Copy the data that follows exactly. Include no pictures.

── Given information

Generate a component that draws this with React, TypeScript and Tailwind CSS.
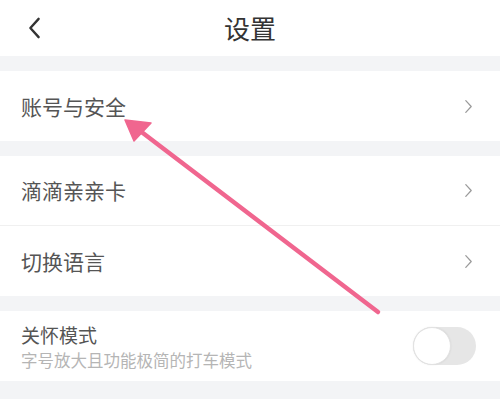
const FONT = '"Noto Sans CJK SC", "Noto Sans", sans-serif';

function ChevronRight() {
  return (
    <svg viewBox="0 0 10 16" className="h-[15px] w-[9px]" fill="none" stroke="#9a9a9a" strokeWidth="1.4" strokeLinecap="round" strokeLinejoin="round">
      <path d="M2 1.5l6 6.5-6 6.5" />
    </svg>
  );
}

function Row({ label, divider }: { label: string; divider?: boolean }) {
  return (
    <div className={`flex h-[70px] items-center justify-between bg-white pl-[21px] pr-[27px] ${divider ? "border-b border-[#f0f0f0]" : ""}`}>
      <span className="text-[21px] leading-none text-[#555]">{label}</span>
      <ChevronRight />
    </div>
  );
}

export default function App() {
  return (
    <div className="relative h-[399px] w-[500px] overflow-hidden bg-[#f3f4f6]" style={{ fontFamily: FONT }}>
      <header className="relative flex h-14 items-center justify-center bg-white">
        <button className="absolute left-[24px] top-[13px] p-1" aria-label="返回">
          <svg viewBox="0 0 14 24" className="h-[22px] w-[13px]" fill="none" stroke="#333" strokeWidth="2.6" strokeLinecap="round" strokeLinejoin="round">
            <path d="M11.5 2L2.5 12l9 10" />
          </svg>
        </button>
        <h1 className="text-[26px] leading-none text-[#333]">设置</h1>
      </header>

      <div className="mt-[15px]">
        <Row label="账号与安全" />
      </div>

      <div className="mt-[15px]">
        <Row label="滴滴亲亲卡" divider />
        <Row label="切换语言" />
      </div>

      <div className="mt-[15px] flex h-[70px] items-center justify-between bg-white pl-[21px] pr-[24px]">
        <div className="flex flex-col">
          <span className="text-[19px] leading-[27px] text-[#555]">关怀模式</span>
          <span className="text-[16.5px] leading-[24px] text-[#b5b5b5]">字号放大且功能极简的打车模式</span>
        </div>
        <div className="flex h-[38px] w-[63px] items-center rounded-full bg-[#e6e6e6]">
          <div className="h-[38px] w-[38px] rounded-full border border-[#e2e2e2] bg-white shadow-[0_0_2px_rgba(0,0,0,0.08)]" />
        </div>
      </div>

      <svg className="pointer-events-none absolute inset-0 h-full w-full" viewBox="0 0 500 399">
        <path d="M135 127L378 312" stroke="#f0668f" strokeWidth="4.5" strokeLinecap="round" />
        <path d="M125 120L151 123L134 141Z" fill="#f0668f" stroke="#f0668f" strokeWidth="1.5" strokeLinejoin="round" />
      </svg>
    </div>
  );
}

────

■ Answer to this task
Generate a component that draws this with React, TypeScript and Tailwind CSS.
const FONT = '"Noto Sans CJK SC", "Noto Sans", sans-serif';

function ChevronRight() {
  return (
    <svg viewBox="0 0 10 16" className="h-[15px] w-[9px]" fill="none" stroke="#9a9a9a" strokeWidth="1.4" strokeLinecap="round" strokeLinejoin="round">
      <path d="M2 1.5l6 6.5-6 6.5" />
    </svg>
  );
}

function Row({ label, divider }: { label: string; divider?: boolean }) {
  return (
    <div className={`flex h-[70px] items-center justify-between bg-white pl-[21px] pr-[27px] ${divider ? "border-b border-[#f0f0f0]" : ""}`}>
      <span className="text-[21px] leading-none text-[#555]">{label}</span>
      <ChevronRight />
    </div>
  );
}

export default function App() {
  return (
    <div className="relative h-[399px] w-[500px] overflow-hidden bg-[#f3f4f6]" style={{ fontFamily: FONT }}>
      <header className="relative flex h-14 items-center justify-center bg-white">
        <button className="absolute left-[24px] top-[13px] p-1" aria-label="返回">
          <svg viewBox="0 0 14 24" className="h-[22px] w-[13px]" fill="none" stroke="#333" strokeWidth="2.6" strokeLinecap="round" strokeLinejoin="round">
            <path d="M11.5 2L2.5 12l9 10" />
          </svg>
        </button>
        <h1 className="text-[26px] leading-none text-[#333]">设置</h1>
      </header>

      <div className="mt-[15px]">
        <Row label="账号与安全" />
      </div>

      <div className="mt-[15px]">
        <Row label="滴滴亲亲卡" divider />
        <Row label="切换语言" />
      </div>

      <div className="mt-[15px] flex h-[70px] items-center justify-between bg-white pl-[21px] pr-[24px]">
        <div className="flex flex-col">
          <span className="text-[19px] leading-[27px] text-[#555]">关怀模式</span>
          <span className="text-[16.5px] leading-[24px] text-[#b5b5b5]">字号放大且功能极简的打车模式</span>
        </div>
        <div className="flex h-[38px] w-[63px] items-center rounded-full bg-[#e6e6e6]">
          <div className="h-[38px] w-[38px] rounded-full border border-[#e2e2e2] bg-white shadow-[0_0_2px_rgba(0,0,0,0.08)]" />
        </div>
      </div>

      <svg className="pointer-events-none absolute inset-0 h-full w-full" viewBox="0 0 500 399">
        <path d="M135 127L378 312" stroke="#f0668f" strokeWidth="4.5" strokeLinecap="round" />
        <path d="M125 120L151 123L134 141Z" fill="#f0668f" stroke="#f0668f" strokeWidth="1.5" strokeLinejoin="round" />
      </svg>
    </div>
  );
}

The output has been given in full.